WHAT TO PRODUCE: Everything from the first line of the data below through the line that contains "const cols = 'grid" should be written out exactly, please, and nothing more; the pictures stay out.

RECORDS TO PROCESS:
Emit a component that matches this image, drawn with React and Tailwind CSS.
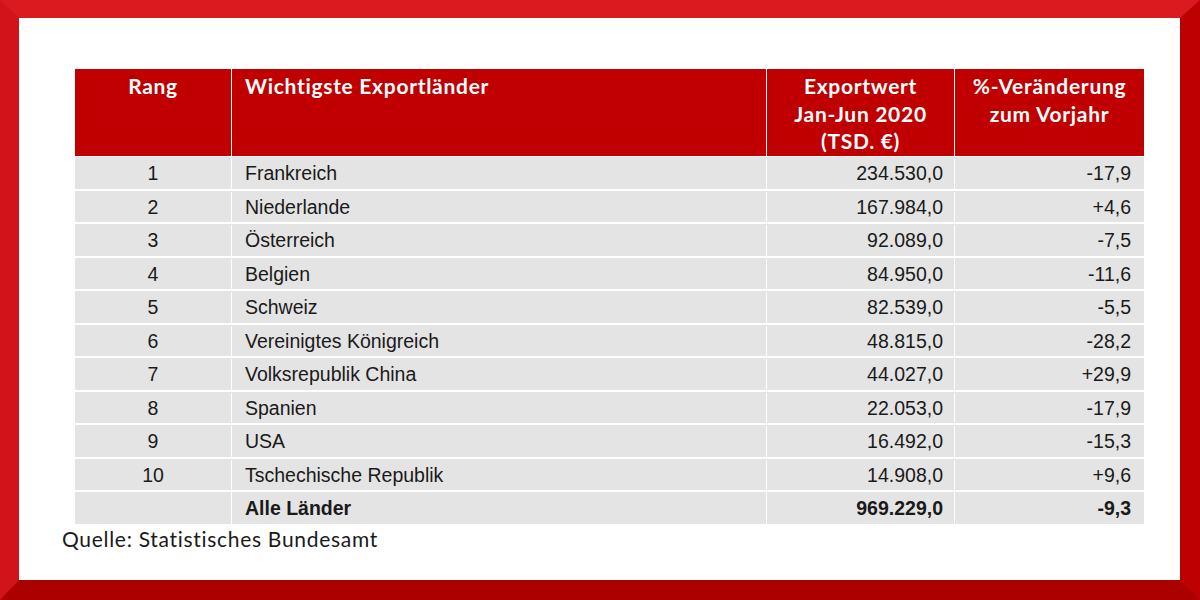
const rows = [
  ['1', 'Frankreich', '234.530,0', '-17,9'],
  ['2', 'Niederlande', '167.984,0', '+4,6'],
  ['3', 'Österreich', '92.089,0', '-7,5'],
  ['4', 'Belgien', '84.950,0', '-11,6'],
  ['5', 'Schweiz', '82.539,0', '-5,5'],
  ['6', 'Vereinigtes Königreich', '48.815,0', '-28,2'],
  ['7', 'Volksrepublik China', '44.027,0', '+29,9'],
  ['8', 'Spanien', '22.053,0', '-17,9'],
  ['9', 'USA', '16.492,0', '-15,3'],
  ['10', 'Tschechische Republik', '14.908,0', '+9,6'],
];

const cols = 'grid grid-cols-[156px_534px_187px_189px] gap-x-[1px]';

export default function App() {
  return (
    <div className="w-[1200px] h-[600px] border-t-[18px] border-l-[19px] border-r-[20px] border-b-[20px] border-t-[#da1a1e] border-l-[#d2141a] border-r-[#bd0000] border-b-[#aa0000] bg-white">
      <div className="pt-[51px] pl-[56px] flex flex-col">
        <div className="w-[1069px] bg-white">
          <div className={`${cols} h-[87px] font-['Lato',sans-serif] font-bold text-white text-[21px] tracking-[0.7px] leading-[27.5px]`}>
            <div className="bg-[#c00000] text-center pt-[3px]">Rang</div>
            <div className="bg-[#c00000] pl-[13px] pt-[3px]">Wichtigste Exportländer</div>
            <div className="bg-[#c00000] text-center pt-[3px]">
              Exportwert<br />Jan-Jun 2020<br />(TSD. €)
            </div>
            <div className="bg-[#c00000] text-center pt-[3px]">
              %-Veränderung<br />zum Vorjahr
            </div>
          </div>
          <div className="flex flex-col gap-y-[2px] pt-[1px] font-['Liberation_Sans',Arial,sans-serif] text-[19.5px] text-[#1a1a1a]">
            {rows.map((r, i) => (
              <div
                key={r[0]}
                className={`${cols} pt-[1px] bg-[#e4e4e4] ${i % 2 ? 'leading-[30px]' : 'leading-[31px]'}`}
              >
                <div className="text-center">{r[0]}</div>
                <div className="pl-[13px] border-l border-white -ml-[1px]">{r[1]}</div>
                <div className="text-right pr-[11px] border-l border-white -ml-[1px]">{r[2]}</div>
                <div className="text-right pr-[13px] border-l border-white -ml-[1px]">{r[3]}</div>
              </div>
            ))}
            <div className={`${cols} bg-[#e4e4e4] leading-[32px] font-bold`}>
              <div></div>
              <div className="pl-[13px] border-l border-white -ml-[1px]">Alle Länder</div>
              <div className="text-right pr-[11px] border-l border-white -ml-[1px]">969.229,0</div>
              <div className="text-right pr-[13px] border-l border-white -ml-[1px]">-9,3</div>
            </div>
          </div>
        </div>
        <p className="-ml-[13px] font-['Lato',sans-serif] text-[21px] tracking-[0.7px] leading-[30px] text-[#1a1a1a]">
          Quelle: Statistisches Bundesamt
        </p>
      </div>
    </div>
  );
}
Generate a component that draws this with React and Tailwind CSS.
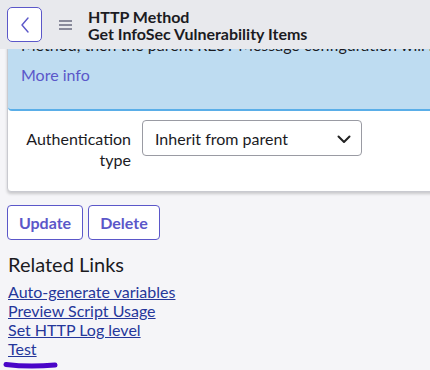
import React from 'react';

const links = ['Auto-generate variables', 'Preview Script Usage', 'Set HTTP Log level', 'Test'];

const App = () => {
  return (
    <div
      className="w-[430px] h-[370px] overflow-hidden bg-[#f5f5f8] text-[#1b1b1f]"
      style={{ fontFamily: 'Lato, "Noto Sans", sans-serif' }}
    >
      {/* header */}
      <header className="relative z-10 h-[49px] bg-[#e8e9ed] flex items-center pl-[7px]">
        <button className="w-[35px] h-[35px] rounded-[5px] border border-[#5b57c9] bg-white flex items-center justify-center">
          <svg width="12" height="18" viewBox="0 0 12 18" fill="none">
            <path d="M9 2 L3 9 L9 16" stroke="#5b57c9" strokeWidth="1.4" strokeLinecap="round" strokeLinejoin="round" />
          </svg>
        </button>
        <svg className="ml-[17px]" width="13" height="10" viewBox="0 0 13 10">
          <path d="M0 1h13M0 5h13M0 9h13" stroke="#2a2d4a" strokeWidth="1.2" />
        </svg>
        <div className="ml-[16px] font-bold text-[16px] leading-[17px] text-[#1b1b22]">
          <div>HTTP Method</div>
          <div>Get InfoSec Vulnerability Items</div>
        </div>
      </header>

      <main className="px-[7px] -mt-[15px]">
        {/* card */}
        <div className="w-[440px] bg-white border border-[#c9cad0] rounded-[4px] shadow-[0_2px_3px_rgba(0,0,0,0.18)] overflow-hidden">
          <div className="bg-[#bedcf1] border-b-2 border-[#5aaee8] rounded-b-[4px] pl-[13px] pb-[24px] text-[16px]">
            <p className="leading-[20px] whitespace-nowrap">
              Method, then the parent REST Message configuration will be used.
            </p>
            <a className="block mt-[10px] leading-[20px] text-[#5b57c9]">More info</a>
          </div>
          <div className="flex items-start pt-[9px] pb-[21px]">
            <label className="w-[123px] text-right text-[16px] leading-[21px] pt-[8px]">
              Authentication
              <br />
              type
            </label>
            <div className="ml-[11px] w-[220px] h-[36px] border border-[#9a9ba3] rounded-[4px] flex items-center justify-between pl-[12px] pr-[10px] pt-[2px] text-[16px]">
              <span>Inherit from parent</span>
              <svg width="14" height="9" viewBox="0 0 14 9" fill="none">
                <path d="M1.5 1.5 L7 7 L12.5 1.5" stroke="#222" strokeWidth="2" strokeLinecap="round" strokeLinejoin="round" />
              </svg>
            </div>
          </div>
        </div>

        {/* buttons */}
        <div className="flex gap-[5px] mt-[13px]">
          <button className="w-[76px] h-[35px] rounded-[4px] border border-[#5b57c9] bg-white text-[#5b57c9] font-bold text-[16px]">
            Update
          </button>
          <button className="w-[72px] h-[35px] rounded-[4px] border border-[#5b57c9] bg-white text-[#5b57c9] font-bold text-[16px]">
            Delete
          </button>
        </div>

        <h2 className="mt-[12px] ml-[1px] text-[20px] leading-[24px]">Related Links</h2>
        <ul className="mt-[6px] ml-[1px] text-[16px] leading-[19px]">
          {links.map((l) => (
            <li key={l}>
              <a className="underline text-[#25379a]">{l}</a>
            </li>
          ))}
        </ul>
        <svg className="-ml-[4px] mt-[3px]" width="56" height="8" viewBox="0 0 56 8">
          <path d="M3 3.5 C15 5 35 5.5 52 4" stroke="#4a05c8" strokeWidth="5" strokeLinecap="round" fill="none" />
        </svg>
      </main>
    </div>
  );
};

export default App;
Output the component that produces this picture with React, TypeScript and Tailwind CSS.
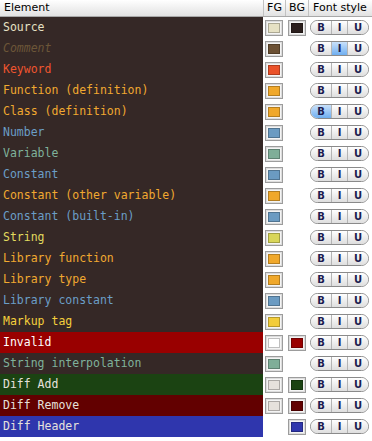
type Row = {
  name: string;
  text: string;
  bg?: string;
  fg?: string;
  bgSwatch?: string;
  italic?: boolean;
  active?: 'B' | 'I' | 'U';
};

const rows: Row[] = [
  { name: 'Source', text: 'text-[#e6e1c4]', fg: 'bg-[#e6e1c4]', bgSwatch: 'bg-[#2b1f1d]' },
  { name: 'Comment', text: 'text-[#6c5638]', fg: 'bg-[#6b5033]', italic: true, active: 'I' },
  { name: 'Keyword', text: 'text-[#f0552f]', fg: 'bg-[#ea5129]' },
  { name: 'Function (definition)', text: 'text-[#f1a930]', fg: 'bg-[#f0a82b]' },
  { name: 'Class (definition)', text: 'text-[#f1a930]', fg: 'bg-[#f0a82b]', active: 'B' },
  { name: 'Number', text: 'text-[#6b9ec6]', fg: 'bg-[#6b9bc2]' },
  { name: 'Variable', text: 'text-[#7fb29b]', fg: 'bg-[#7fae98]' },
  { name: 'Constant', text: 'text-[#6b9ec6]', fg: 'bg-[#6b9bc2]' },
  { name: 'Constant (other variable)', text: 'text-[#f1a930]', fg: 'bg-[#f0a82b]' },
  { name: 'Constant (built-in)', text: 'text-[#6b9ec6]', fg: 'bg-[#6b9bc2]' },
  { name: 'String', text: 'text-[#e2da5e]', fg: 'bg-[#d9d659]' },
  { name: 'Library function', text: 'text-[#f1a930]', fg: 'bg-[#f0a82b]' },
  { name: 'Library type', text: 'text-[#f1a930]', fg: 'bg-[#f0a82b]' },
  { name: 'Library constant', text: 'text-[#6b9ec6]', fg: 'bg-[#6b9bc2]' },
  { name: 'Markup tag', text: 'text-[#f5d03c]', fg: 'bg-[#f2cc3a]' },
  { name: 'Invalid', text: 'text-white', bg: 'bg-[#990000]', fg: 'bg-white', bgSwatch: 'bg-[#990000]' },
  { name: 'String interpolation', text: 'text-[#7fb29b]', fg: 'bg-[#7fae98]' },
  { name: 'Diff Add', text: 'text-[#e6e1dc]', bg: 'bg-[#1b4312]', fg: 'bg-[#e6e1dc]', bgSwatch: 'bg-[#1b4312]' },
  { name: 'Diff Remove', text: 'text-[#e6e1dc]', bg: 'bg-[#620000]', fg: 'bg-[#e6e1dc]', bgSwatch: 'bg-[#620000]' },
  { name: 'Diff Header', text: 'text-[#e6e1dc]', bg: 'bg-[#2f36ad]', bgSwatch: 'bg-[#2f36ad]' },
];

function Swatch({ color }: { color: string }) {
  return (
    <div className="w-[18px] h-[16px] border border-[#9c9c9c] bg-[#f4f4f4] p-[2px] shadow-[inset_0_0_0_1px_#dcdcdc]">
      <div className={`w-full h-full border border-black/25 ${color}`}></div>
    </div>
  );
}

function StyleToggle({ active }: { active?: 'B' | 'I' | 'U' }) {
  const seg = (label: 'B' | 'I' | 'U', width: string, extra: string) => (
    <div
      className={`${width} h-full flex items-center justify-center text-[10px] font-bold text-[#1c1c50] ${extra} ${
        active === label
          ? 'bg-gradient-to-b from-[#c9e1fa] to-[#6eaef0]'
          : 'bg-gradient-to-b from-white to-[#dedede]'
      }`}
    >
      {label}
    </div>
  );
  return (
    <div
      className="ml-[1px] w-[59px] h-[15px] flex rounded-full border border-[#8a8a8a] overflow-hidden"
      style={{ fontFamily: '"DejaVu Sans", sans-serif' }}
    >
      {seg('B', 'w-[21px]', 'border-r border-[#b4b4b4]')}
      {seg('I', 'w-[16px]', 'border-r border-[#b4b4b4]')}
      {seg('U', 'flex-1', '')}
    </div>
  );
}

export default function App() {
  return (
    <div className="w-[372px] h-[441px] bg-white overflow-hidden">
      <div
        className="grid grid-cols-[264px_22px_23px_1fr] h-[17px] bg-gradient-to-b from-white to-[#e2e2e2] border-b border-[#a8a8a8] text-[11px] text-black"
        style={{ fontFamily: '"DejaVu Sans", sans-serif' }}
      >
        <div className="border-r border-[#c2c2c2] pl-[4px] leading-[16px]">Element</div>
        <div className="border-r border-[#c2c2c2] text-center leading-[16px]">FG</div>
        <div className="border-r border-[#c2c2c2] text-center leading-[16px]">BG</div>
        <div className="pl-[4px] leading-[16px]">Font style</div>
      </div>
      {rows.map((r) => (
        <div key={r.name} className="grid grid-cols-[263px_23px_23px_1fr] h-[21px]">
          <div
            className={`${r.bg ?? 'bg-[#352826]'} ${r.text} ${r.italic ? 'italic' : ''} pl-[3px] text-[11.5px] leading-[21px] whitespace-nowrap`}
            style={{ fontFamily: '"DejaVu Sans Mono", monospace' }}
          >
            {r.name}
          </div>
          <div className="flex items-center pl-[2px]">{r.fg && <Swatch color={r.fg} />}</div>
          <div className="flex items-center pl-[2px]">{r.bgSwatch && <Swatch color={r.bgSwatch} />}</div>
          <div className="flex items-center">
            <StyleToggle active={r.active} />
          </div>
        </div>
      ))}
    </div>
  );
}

CORRECT RESPONSE:
Emit a component that matches this image, drawn with React and Tailwind CSS.
const rows = [
  ['1', 'Frankreich', '234.530,0', '-17,9'],
  ['2', 'Niederlande', '167.984,0', '+4,6'],
  ['3', 'Österreich', '92.089,0', '-7,5'],
  ['4', 'Belgien', '84.950,0', '-11,6'],
  ['5', 'Schweiz', '82.539,0', '-5,5'],
  ['6', 'Vereinigtes Königreich', '48.815,0', '-28,2'],
  ['7', 'Volksrepublik China', '44.027,0', '+29,9'],
  ['8', 'Spanien', '22.053,0', '-17,9'],
  ['9', 'USA', '16.492,0', '-15,3'],
  ['10', 'Tschechische Republik', '14.908,0', '+9,6'],
];

const cols = 'grid grid-cols-[156px_534px_187px_189px] gap-x-[1px]';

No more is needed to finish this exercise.